The Special Session of the General Assembly regarding the state budget came to a dramatic conclusion on April 18. The Senate Democrats led the fight to adequately fund our public schools, restore draconian cuts to health and human services and ease the toll burden on working families in our region. It was a roller coaster ride that began last December when Governor McDonnell introduced a spending plan calling for a raid on the General Fund (GF) –the revenue stream that covers public safety, public education, health & human services, aid to localities, etc. He proposed using those funds to pay for badly needed transportation infrastructure. As you know by now, both the House of Delegates and Senate amended that plan during the regular session of the legislature. However, the measures failed to pass the Senate during the regular legislative session. By law, the Lt. Governor is not able to break ties on revenue bills. Thus began the roller coaster ride of budget negotiations with the start of the Special Session on March 10.
The Senate budget priorities included developing and preparing our future workforce in this global economy, by making strategic and appropriate investments toward educating Virginia’s children. Funding was added for the cost of competing in Northern Virginia, which is a necessary incentive to attract and retain the best teachers in our region. $47M was included for reducing class size in elementary schools. We fought for continued funding for the Virginia Preschool Initiative. Additionally, we sought to keep our colleges and universities affordable and accessible. The proposed budget includes nearly $18.5M over the biennium for undergraduate and graduate financial aid. The Senate also proposed $11.7M to increase TAG (Tuition Assistance Grants) to $2,750/per applicant.
There is a growing list of Virginians in need of services that is reaching about 600 individual names. The proposed budget that is before the Governor, adds 225 ID (the former MR waiver) and 80 DD (Developmental Disabilities) Medicaid waiver slots above the number required by the agreement with the Department of Justice. Eligibility for Medicaid was restored for 1,500 elderly and disabled individuals needing long term care services. Funding was approved by the legislature that restored personal care under Medicaid waivers to 56 hours per week. The compromised bill calls for $500,000 for funding poison control centers. There is no funding for teen pregnancy prevention programs. In my opinion this is a tragic misfortune for a program that has been successful.

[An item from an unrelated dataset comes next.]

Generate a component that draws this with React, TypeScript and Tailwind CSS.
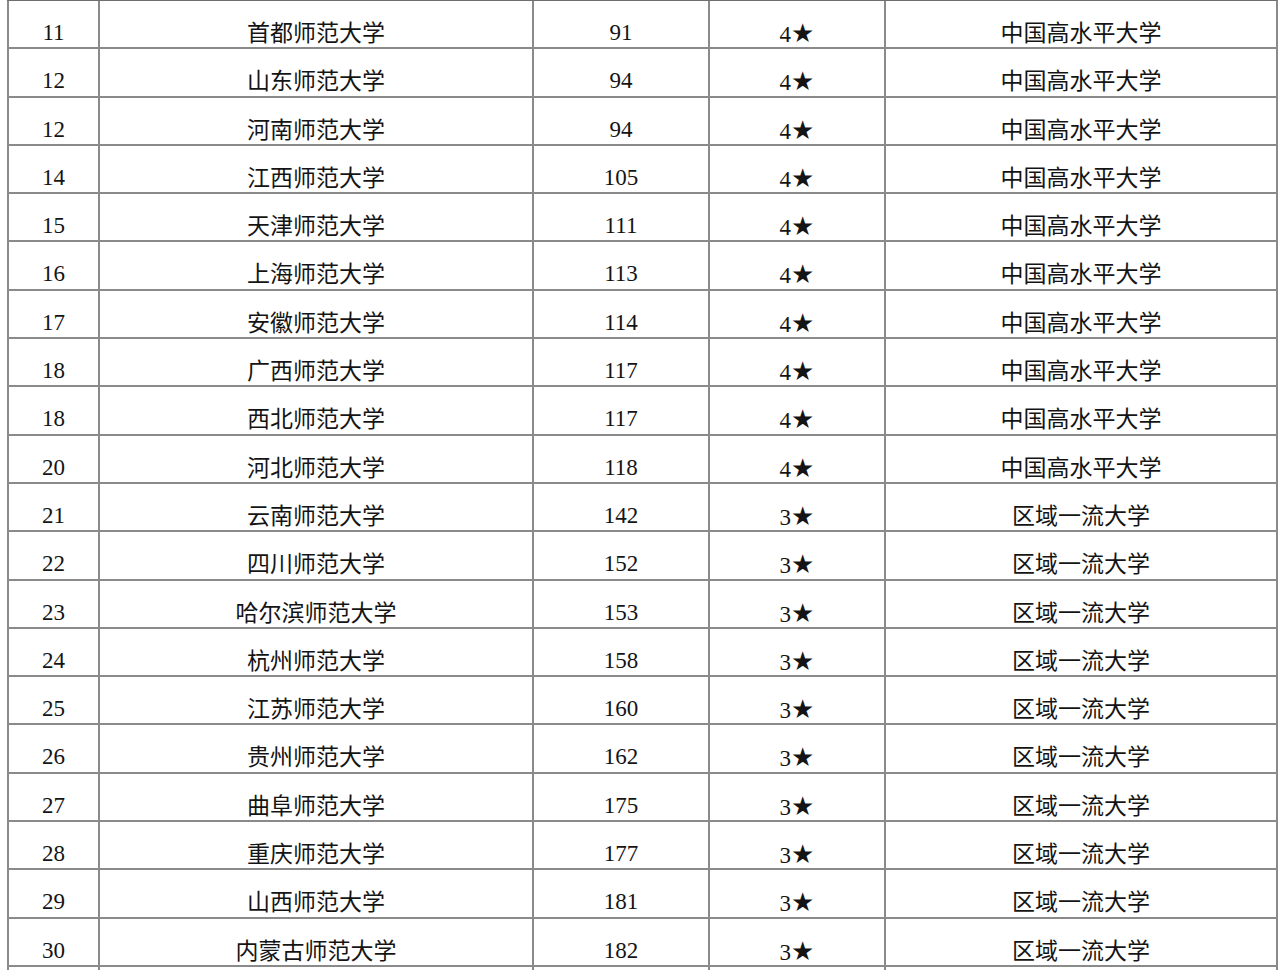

On another positive note, the budget bill calls for using $7M to capitalize a Housing Trust Fund. Of that money, 80% will fund a revolving loan fund and 20% will be applied toward homeless assistance programs. This is a one-time boost for struggling homeowners. Too many Virginians have faced financial ruin and the loss of their homes during the mortgage/lending crisis.
Raises for state employees remain contingent upon surplus funds – that is if the economy continues to improve and state funds are available above the current forecasts. The Department of Business Assistance will see $1.5M each year of the biennium for the Small Business Investment Grant Program to encourage investment in small enterprises. The biggest disappointment of the session was the Governor’s seemingly lack of interest for addressing the problems facing Virginia’s transportation network. His refusal to properly fund the Dulles Metro Line negatively impacts Northern Virginia, the economic engine of the Commonwealth.
The budget bill is now on the Governor’s desk. If he follows what he did during the regular session, we can anticipate his pen will be busy amending the compromise bill. (You may recall Governor McDonnell amended over 100 bills and put a veto on 7 measures adopted by the General Assembly this winter). We should know what actions he will take by this Friday, May 4. The Legislature will meet at the Capitol on May 14 to approve or reject the Governor’s proposed amendments. Thank you for all of your support and encouragement throughout our largely successful battle for a budget that works for all Virginians.